I reckon Offa’s Dyke path is one of the finest in Britain and this section one of the best, despite occasional lapses in visibility. Barns have been built on it, access tracks bulldozed through, and septic tanks inserted, but there are places where you can still appreciate the magical madness of the eighth-century Mercian king’s folly, if that’s what it was. No one really knows why it was built. Through ragged holes in the clouds we see it ahead, clambering up the hillsides. In places the ramparts rise eight metres from the ditch below.

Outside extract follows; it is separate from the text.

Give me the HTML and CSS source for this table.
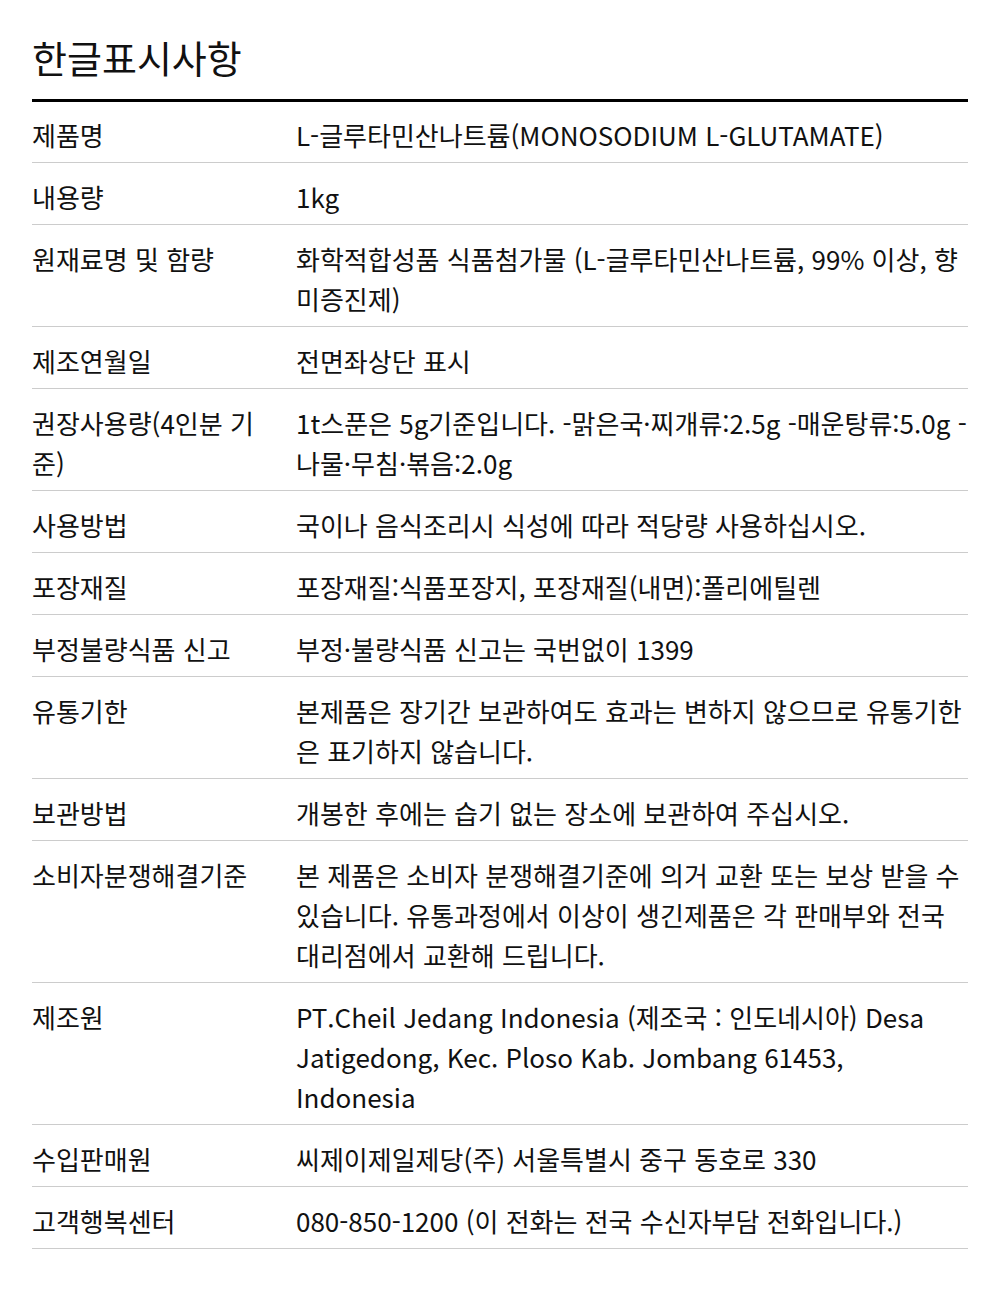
FILE: index.html
```html
<!DOCTYPE html>
<html lang="ko">
<head>
<meta charset="utf-8">
<link rel="stylesheet" href="styles.css">
</head>
<body>
<div class="page">
  <h1 class="title">한글표시사항</h1>
  <dl class="table">
    <div class="row"><dt>제품명</dt><dd>L-글루타민산나트륨(MONOSODIUM L-GLUTAMATE)</dd></div>
    <div class="row"><dt>내용량</dt><dd>1kg</dd></div>
    <div class="row"><dt>원재료명 및 함량</dt><dd>화학적합성품 식품첨가물 (L-글루타민산나트륨, 99% 이상, 향미증진제)</dd></div>
    <div class="row"><dt>제조연월일</dt><dd>전면좌상단 표시</dd></div>
    <div class="row"><dt>권장사용량(4인분 기준)</dt><dd>1t스푼은 5g기준입니다. -맑은국·찌개류:2.5g -매운탕류:5.0g -나물·무침·볶음:2.0g</dd></div>
    <div class="row"><dt>사용방법</dt><dd>국이나 음식조리시 식성에 따라 적당량 사용하십시오.</dd></div>
    <div class="row"><dt>포장재질</dt><dd>포장재질:식품포장지, 포장재질(내면):폴리에틸렌</dd></div>
    <div class="row"><dt>부정불량식품 신고</dt><dd>부정·불량식품 신고는 국번없이 1399</dd></div>
    <div class="row"><dt>유통기한</dt><dd>본제품은 장기간 보관하여도 효과는 변하지 않으므로 유통기한은 표기하지 않습니다.</dd></div>
    <div class="row"><dt>보관방법</dt><dd>개봉한 후에는 습기 없는 장소에 보관하여 주십시오.</dd></div>
    <div class="row"><dt>소비자분쟁해결기준</dt><dd>본 제품은 소비자 분쟁해결기준에 의거 교환 또는 보상 받을 수 있습니다. 유통과정에서 이상이 생긴제품은 각 판매부와 전국 대리점에서 교환해 드립니다.</dd></div>
    <div class="row"><dt>제조원</dt><dd>PT.Cheil Jedang Indonesia (제조국 : 인도네시아) Desa Jatigedong, Kec. Ploso Kab. Jombang 61453, Indonesia</dd></div>
    <div class="row"><dt>수입판매원</dt><dd>씨제이제일제당(주) 서울특별시 중구 동호로 330</dd></div>
    <div class="row"><dt>고객행복센터</dt><dd>080-850-1200 (이 전화는 전국 수신자부담 전화입니다.)</dd></div>
  </dl>
</div>
</body>
</html>
```

FILE: styles.css
```css
html, body {
  margin: 0;
  padding: 0;
  background: #fff;
}
body {
  font-family: "Noto Sans CJK KR", "Noto Sans", sans-serif;
  color: #111;
}
.page {
  padding: 30px 32px 0 32px;
}
.title {
  margin: 0;
  font-size: 38px;
  font-weight: 400;
  line-height: 54px;
  padding-bottom: 15px;
  border-bottom: 3px solid #000;
}
.table {
  margin: 0;
}
.row {
  display: grid;
  grid-template-columns: 264px 1fr;
  border-bottom: 1px solid #ccc;
  padding: 14px 0 7px;
}
.row:first-child {
  padding-top: 13px;
}
.row dt, .row dd {
  margin: 0;
  font-size: 26px;
  line-height: 40px;
}
.row dt {
  padding-right: 10px;
}
```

We roll into Knighton as darkness falls, just in time to jump on the train back to Shrewsbury. I am a definite convert to weekend pub walking between stations: two good days out with dinner plus pints in between, and almost no luggage. Perfect, even without lovely weather.
Google map of the route
Start Craven Arms railway station
Distance 21 miles
Time 2 days walking of about five hours a day
Total ascent 3,400 feet
Difficulty moderate
Take the train back from Knighton to Craven Arms or Shrewsbury
The pub
The White Horse bar is in the centre of Clun and a satisfyingly cosy place to break a two-day hike. We sit in a corner and wonder if we have fallen into an episode of The Archers. Everyone appears to know everyone. People buzz in and out. This is the kind of pub where someone enters and their favourite pint is poured before they ask for it, and is probably one of the (excellent) ales brewed on the premises. Osborne used to be among the regulars. Local legend has it that the original Angry Young Man’s home alcohol delivery was larger than the pub’s. (His former home, the Hurst, has become a writer’s retreat.)
The rooms
Rooms at the White Horse are plain and simple, but our bathroom features something very welcome to any walker, a hot bath. Food comes in ample portions and breakfast provides good fuel for the next day’s walking. If you prefer to be out in the surrounding countryside, head for YHA Clun Mill a short walk from the village.
The White Horse Inn has doubles from £90 B&B.